U.S. involvement in the conflict on the Korean peninsula began fifty years ago, after the Communist invasion of June 1950. Almost twenty-five years later, the North Vietnamese stormed the U.S. embassy in Saigon, officially ending our involvement in the conflict in Southeast Asia. Between those two landmark events, over ninety thousand U.S. military personnel died in service to their country while serving in the Korean and Vietnam conflicts. Among electronic records holdings in the National Archives and Records Administration (NARA) are the records of those heroic individuals, available to all who are interested in knowing some details of their ultimate sacrifice. Researchers are interested in these records for a variety of reasons. They may be individuals seeking to determine the fate of a comrade-in-arms or document their own experience of traumatic stress. They may be family members wanting to understand more about a loved one's final demise, local committees compiling lists of names for a memorialization effort, or government agencies and veterans service organizations seeking to compile lists of casualties to better serve their constituents. Increasingly, especially as the span of time increases and these conflicts become part of a more distant past, genealogists are making use of these records to document the end of military service for one of their ancestors.

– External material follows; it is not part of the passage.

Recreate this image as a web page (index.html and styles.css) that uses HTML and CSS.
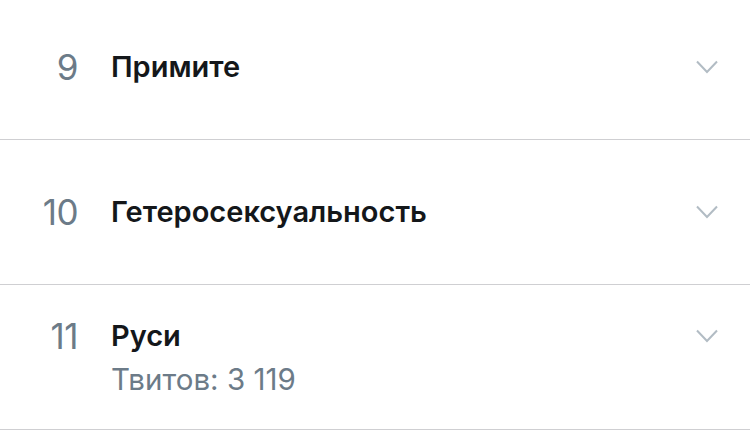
FILE: index.html
```html
<!DOCTYPE html>
<html lang="ru">
<head>
<meta charset="utf-8">
<link rel="stylesheet" href="styles.css">
</head>
<body>
<ul class="list">
  <li class="row">
    <span class="num">9</span>
    <div class="title">Примите</div>
    <svg class="chev" viewBox="0 0 22 14" width="22" height="14"><path d="M1 1.5 L11 12 L21 1.5" fill="none" stroke="#b2bcc4" stroke-width="2"/></svg>
  </li>
  <li class="row">
    <span class="num">10</span>
    <div class="title">Гетеросексуальность</div>
    <svg class="chev" viewBox="0 0 22 14" width="22" height="14"><path d="M1 1.5 L11 12 L21 1.5" fill="none" stroke="#b2bcc4" stroke-width="2"/></svg>
  </li>
  <li class="row">
    <span class="num">11</span>
    <div class="title">Руси</div>
    <svg class="chev" viewBox="0 0 22 14" width="22" height="14"><path d="M1 1.5 L11 12 L21 1.5" fill="none" stroke="#b2bcc4" stroke-width="2"/></svg>
    <div class="sub">Твитов: 3 119</div>
  </li>
</ul>
</body>
</html>
```
FILE: styles.css
```css
html, body {
  margin: 0;
  padding: 0;
  background: #ffffff;
  overflow: hidden;
}
body {
  font-family: "Inter", "Roboto", "Noto Sans", sans-serif;
}
.list {
  list-style: none;
  margin: -5px 0 0 0;
  padding: 0;
}
.row {
  height: 144px;
  border-bottom: 1px solid #cfcfd2;
  display: grid;
  grid-template-columns: 78px 1fr 22px;
  column-gap: 33px;
  row-gap: 3px;
  align-items: center;
  align-content: center;
  padding-right: 32px;
}
.num {
  text-align: right;
  font-size: 35px;
  font-weight: 400;
  color: #6c7b88;
  line-height: 40px;
  letter-spacing: -0.5px;
}
.title {
  font-size: 29px;
  font-weight: 600;
  color: #14171a;
  line-height: 40px;
}
.sub {
  grid-column: 2;
  font-size: 29.5px;
  font-weight: 400;
  color: #6c7b88;
  line-height: 40px;
}
.chev {
  display: block;
}
```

Among the online resources available to genealogists are the state casualty list extracts generated from two electronic records files in NARA's custody. These files, known as the Korean Conflict Casualty File (KCCF), 1950-1957, and [Southeast Asia] Combat Area Casualties Current File (CACCF) in the Records of the Office of the Secretary of Defense (OSD, Record Group 330), may be found at the NARA web site online The practice of publishing casualty lists derives from a long tradition of honoring the war dead. Many local communities have asked the Office of the Secretary of Defense for listings of casualties geared directly toward their specific memorialization efforts. NARA holds the published listings from World War I and World War II, and when we received the initial transfer of the [Southeast Asia] Combat Area Casualties Data Base (CACDB), from which the CACCF is generated, we also assumed responsibility for creating state list extracts from that file. One of the most notable examples of the use of casualty records for memorialization was the compilation of the names that appear on the Vietnam Veterans Memorial ("The Wall") in Washington, D.C.

In the late 1970s, OSD compiled the KCCF database from records supplied by each of the military services. While details of the exact origins of the KCCF are sketchy, the impetus for its creation grew out of an apparent demand for lists of Korean casualties for memorialization purposes. NARA received the KCCF from OSD in 1980 and generated state list extracts of records for Korean conflict casualties.